Given data
__________

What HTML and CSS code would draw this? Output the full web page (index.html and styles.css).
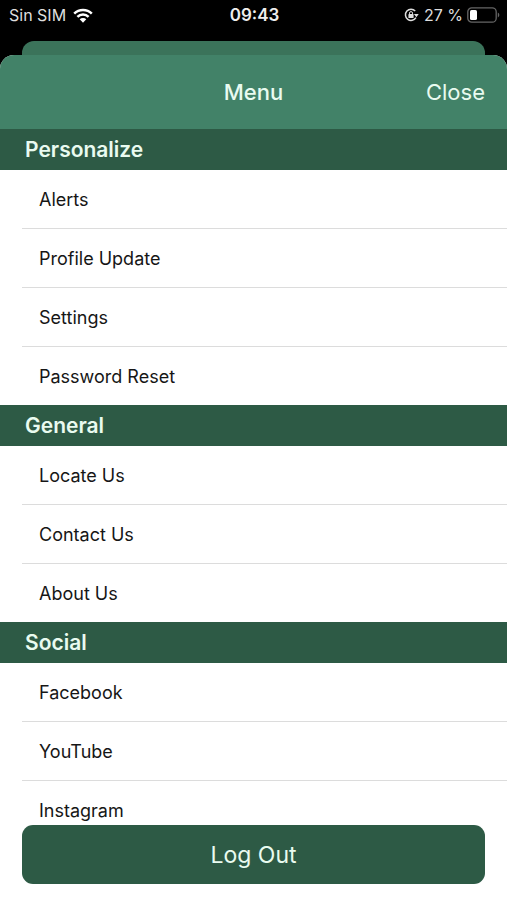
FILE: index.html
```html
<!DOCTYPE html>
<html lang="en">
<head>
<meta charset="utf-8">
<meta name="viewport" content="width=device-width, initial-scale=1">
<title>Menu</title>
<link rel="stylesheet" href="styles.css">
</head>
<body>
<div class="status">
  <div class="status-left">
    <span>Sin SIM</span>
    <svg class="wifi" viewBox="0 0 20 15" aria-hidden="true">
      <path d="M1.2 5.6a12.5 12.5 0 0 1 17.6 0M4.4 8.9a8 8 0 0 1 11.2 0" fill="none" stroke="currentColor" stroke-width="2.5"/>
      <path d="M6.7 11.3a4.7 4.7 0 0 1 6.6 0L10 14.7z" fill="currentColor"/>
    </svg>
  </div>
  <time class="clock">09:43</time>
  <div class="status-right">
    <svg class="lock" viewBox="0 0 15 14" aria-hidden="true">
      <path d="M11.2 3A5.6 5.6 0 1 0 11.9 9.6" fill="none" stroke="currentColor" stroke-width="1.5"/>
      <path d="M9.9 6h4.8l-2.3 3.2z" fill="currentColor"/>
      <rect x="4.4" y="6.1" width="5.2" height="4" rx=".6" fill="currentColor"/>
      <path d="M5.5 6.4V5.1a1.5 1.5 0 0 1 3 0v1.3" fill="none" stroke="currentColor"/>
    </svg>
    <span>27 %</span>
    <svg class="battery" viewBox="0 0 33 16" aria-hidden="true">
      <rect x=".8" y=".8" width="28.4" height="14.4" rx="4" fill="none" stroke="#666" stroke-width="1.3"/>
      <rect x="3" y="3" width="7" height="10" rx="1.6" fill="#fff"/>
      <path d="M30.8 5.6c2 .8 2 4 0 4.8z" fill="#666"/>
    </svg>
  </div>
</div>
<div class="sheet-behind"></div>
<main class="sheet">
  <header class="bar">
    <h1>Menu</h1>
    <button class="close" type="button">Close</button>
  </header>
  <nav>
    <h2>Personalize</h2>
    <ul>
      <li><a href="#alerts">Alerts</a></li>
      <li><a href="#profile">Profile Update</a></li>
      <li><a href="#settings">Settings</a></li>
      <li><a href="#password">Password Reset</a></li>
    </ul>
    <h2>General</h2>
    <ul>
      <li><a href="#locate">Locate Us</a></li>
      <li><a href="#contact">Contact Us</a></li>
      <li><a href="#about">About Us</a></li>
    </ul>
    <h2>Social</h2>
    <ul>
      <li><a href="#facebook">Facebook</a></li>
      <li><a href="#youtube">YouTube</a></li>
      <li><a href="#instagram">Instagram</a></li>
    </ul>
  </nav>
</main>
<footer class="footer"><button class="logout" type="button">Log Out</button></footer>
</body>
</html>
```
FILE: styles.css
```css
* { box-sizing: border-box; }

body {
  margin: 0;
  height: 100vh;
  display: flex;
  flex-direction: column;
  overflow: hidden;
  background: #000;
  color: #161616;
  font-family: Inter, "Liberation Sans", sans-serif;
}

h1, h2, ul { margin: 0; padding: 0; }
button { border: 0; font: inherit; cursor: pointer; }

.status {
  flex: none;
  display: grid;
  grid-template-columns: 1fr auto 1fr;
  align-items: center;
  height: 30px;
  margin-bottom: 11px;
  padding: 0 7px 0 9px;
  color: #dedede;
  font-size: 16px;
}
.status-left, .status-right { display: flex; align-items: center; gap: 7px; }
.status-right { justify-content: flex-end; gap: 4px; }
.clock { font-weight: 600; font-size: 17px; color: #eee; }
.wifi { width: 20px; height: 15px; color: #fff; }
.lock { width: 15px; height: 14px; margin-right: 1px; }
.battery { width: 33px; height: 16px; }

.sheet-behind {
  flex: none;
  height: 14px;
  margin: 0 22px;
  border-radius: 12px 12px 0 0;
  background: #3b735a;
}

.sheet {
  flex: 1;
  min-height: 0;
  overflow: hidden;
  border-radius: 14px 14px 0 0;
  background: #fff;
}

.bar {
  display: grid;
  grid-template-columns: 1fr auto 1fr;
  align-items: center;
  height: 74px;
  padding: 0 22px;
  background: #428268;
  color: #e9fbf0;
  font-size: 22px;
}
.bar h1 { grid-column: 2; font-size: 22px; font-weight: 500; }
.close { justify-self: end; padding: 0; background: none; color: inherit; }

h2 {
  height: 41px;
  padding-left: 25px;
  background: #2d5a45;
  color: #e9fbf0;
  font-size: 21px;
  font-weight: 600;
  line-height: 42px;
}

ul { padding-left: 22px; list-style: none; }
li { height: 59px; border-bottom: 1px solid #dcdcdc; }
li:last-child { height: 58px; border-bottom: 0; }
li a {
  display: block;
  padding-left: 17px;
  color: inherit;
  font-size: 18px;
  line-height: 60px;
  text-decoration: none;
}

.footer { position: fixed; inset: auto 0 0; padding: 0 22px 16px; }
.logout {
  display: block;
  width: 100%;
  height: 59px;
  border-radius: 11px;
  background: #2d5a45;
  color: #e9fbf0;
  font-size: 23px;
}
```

__________

Exercise requirements
Transcribe the preceding listing in its entirety and with exact wording, leaving out pictures.

Correct response
What HTML and CSS code would draw this? Output the full web page (index.html and styles.css).
FILE: index.html
```html
<!DOCTYPE html>
<html lang="en">
<head>
<meta charset="utf-8">
<meta name="viewport" content="width=device-width, initial-scale=1">
<title>Menu</title>
<link rel="stylesheet" href="styles.css">
</head>
<body>
<div class="status">
  <div class="status-left">
    <span>Sin SIM</span>
    <svg class="wifi" viewBox="0 0 20 15" aria-hidden="true">
      <path d="M1.2 5.6a12.5 12.5 0 0 1 17.6 0M4.4 8.9a8 8 0 0 1 11.2 0" fill="none" stroke="currentColor" stroke-width="2.5"/>
      <path d="M6.7 11.3a4.7 4.7 0 0 1 6.6 0L10 14.7z" fill="currentColor"/>
    </svg>
  </div>
  <time class="clock">09:43</time>
  <div class="status-right">
    <svg class="lock" viewBox="0 0 15 14" aria-hidden="true">
      <path d="M11.2 3A5.6 5.6 0 1 0 11.9 9.6" fill="none" stroke="currentColor" stroke-width="1.5"/>
      <path d="M9.9 6h4.8l-2.3 3.2z" fill="currentColor"/>
      <rect x="4.4" y="6.1" width="5.2" height="4" rx=".6" fill="currentColor"/>
      <path d="M5.5 6.4V5.1a1.5 1.5 0 0 1 3 0v1.3" fill="none" stroke="currentColor"/>
    </svg>
    <span>27 %</span>
    <svg class="battery" viewBox="0 0 33 16" aria-hidden="true">
      <rect x=".8" y=".8" width="28.4" height="14.4" rx="4" fill="none" stroke="#666" stroke-width="1.3"/>
      <rect x="3" y="3" width="7" height="10" rx="1.6" fill="#fff"/>
      <path d="M30.8 5.6c2 .8 2 4 0 4.8z" fill="#666"/>
    </svg>
  </div>
</div>
<div class="sheet-behind"></div>
<main class="sheet">
  <header class="bar">
    <h1>Menu</h1>
    <button class="close" type="button">Close</button>
  </header>
  <nav>
    <h2>Personalize</h2>
    <ul>
      <li><a href="#alerts">Alerts</a></li>
      <li><a href="#profile">Profile Update</a></li>
      <li><a href="#settings">Settings</a></li>
      <li><a href="#password">Password Reset</a></li>
    </ul>
    <h2>General</h2>
    <ul>
      <li><a href="#locate">Locate Us</a></li>
      <li><a href="#contact">Contact Us</a></li>
      <li><a href="#about">About Us</a></li>
    </ul>
    <h2>Social</h2>
    <ul>
      <li><a href="#facebook">Facebook</a></li>
      <li><a href="#youtube">YouTube</a></li>
      <li><a href="#instagram">Instagram</a></li>
    </ul>
  </nav>
</main>
<footer class="footer"><button class="logout" type="button">Log Out</button></footer>
</body>
</html>
```
FILE: styles.css
```css
* { box-sizing: border-box; }

body {
  margin: 0;
  height: 100vh;
  display: flex;
  flex-direction: column;
  overflow: hidden;
  background: #000;
  color: #161616;
  font-family: Inter, "Liberation Sans", sans-serif;
}

h1, h2, ul { margin: 0; padding: 0; }
button { border: 0; font: inherit; cursor: pointer; }

.status {
  flex: none;
  display: grid;
  grid-template-columns: 1fr auto 1fr;
  align-items: center;
  height: 30px;
  margin-bottom: 11px;
  padding: 0 7px 0 9px;
  color: #dedede;
  font-size: 16px;
}
.status-left, .status-right { display: flex; align-items: center; gap: 7px; }
.status-right { justify-content: flex-end; gap: 4px; }
.clock { font-weight: 600; font-size: 17px; color: #eee; }
.wifi { width: 20px; height: 15px; color: #fff; }
.lock { width: 15px; height: 14px; margin-right: 1px; }
.battery { width: 33px; height: 16px; }

.sheet-behind {
  flex: none;
  height: 14px;
  margin: 0 22px;
  border-radius: 12px 12px 0 0;
  background: #3b735a;
}

.sheet {
  flex: 1;
  min-height: 0;
  overflow: hidden;
  border-radius: 14px 14px 0 0;
  background: #fff;
}

.bar {
  display: grid;
  grid-template-columns: 1fr auto 1fr;
  align-items: center;
  height: 74px;
  padding: 0 22px;
  background: #428268;
  color: #e9fbf0;
  font-size: 22px;
}
.bar h1 { grid-column: 2; font-size: 22px; font-weight: 500; }
.close { justify-self: end; padding: 0; background: none; color: inherit; }

h2 {
  height: 41px;
  padding-left: 25px;
  background: #2d5a45;
  color: #e9fbf0;
  font-size: 21px;
  font-weight: 600;
  line-height: 42px;
}

ul { padding-left: 22px; list-style: none; }
li { height: 59px; border-bottom: 1px solid #dcdcdc; }
li:last-child { height: 58px; border-bottom: 0; }
li a {
  display: block;
  padding-left: 17px;
  color: inherit;
  font-size: 18px;
  line-height: 60px;
  text-decoration: none;
}

.footer { position: fixed; inset: auto 0 0; padding: 0 22px 16px; }
.logout {
  display: block;
  width: 100%;
  height: 59px;
  border-radius: 11px;
  background: #2d5a45;
  color: #e9fbf0;
  font-size: 23px;
}
```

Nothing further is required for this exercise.